Christians are commissioned by Christ to go into all the world and share the good news of his death and resurrection. This seems like a straightforward calling, but if you have experienced the American evangelistic tactics, including alter calls, tracts left on car windshields, door-to-door canvassing, airplane conversations, and street preaching, you may feel some trepidation, if not downright fear, of practicing high-pressure evangelism. I know I do.
My college years were spent surrounded by a number of Christians who loved Jesus and wanted to tell everyone about him. However, their desire to share the good news of Jesus fostered anxiety in those they taught, including me. Instead of feeling joyful about sharing the love of Christ, I felt anxiety and pressure. If I didn’t get the Word out, would someone else’ eternal destination be my fault?

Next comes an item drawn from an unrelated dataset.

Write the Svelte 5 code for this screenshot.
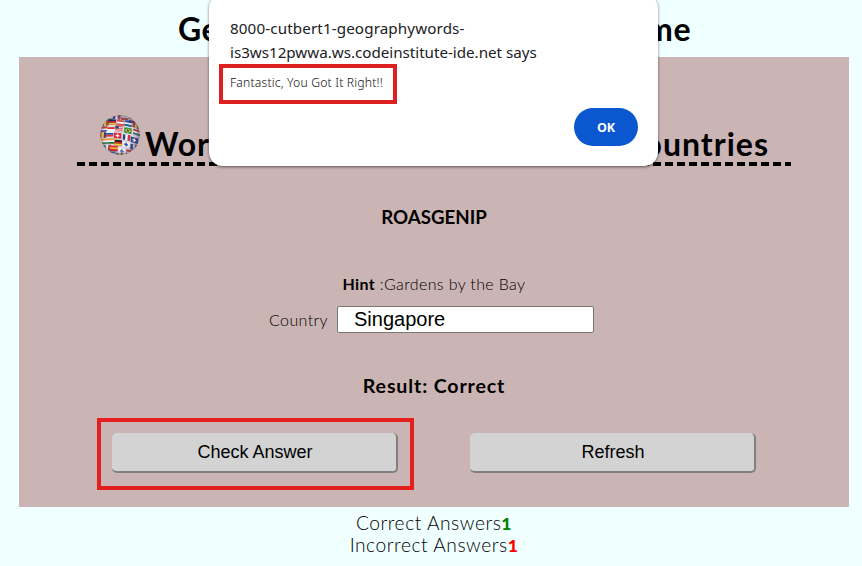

I’m grateful that, since college, I’ve encountered many individuals who love Jesus and want others to know him but don’t carry around the crippling anxiety of my college friends. They have taught me much about what it means to live a fully integrated Christian life. The path of discipleship is already a path of evangelism because you’re striving to let Christ be glorified in all you say, do, and think. Evangelism isn’t based on gimmicks or tricks. These Christians showed me that outreach is ultimately rooted in deep and abiding organic relationships.
Here are four lessons on relational evangelism that can shape your life.
God works in and through relationships because God is relational. As the triune God, he has existed for all eternity in relationship as Father, Son, and Holy Spirit. Love is the hallmark of God's character because God has known love for all eternity. He is love in his being (1 John 4:8). God created the world and everything in it because of his love. Imagine a cup overflowing with water. God overflows with love and as a result, creates out of that love. That's why it wasn’t good for Adam to be alone in the Garden of Eden. To fully imagine who God is as a relational being of love, Adam needed to be able to relate to another person in love. Humanity has always existed for the purpose of pursuing loving relationships that glorify God as a loving, relational divine being. It’s why throughout the story of the Bible, from Abraham to David to Jesus to Paul, God always enacts his plans through people in relationships, who are embedded in specific communities at certain times in history. God doesn’t come from some abstract place and coerce people to follow him. God works organically through real relationships in real places at real times. So, no, you are not responsible for witnessing to the whole world. You are a finite human being. But you are responsible for being faithfully present as God’s ambassador for love in the relationships he has put you in.
Being faithfully present as God’s ambassador of love means being a genuine friend. Often, Christian evangelism is presented as the ultimate goal of every relationship, as if the only reason you make friends is to get them to go to church. It's as if Christians need to convert secular people like a mid-level marketing company sells Essential Oils. If the non-Christian accepts your invitation to come to church or even gets baptized, the relationship is a success. However, this makes the relationship a means to an end instead of an end in itself. It doesn’t take me long before I realize someone is trying to sell me something or use me to accomplish their goal. Whenever that happens, I feel rotten. Real relationships are not meant to be transactional. Instead, real friendship means living life together and being there for one another in both the good and bad times. It means reaching out when your friend is going through grief or anxious about work. It means inviting them over for dinner or going out to a concert. As we engage non-Christians in these kinds of relationships, we will find that the way our faith affects our lives will come out relationally.
Relationship building takes time. Chances are you won’t be sharing about your deepest values and beliefs the first time you invite your neighbors over for dinner. Yet, in God’s timing, as trust and intimacy are built, you will have opportunities to share about how you navigate life’s challenges. Often, this kind of trust and intimacy is built through seasons of suffering. A neighbor is diagnosed with cancer, they share about the recent death of a loved one, or one of their kids is stressing them out. This opens the door to practicing Christian empathy and hospitality. To minister to them as Christ ministers to us. However you build trust, the important thing is that you meet your friend in love and grace so that Christ’s light in you might shine and they can glorify your Father in Heaven (Matt. 5:16).
Ultimately, your non-Christian friends’ relationship with God is between them and God. As much as you want your friends to know the love of Jesus, you don’t have control over them. What you do have control over is how you react to their decisions about their faith life. You can respect them, continue to be curious about what they believe and why, and remain present as a good friend does. This exemplifies the way God forebears his children when they turn away from him.
Although there is no silver bullet in evangelism, God continually calls his children to himself generation after generation. He will not abandon his people. So, we can befriend people with confidence knowing that God is involved in the details. He’s called you his own and will continue to call others into his fold as well.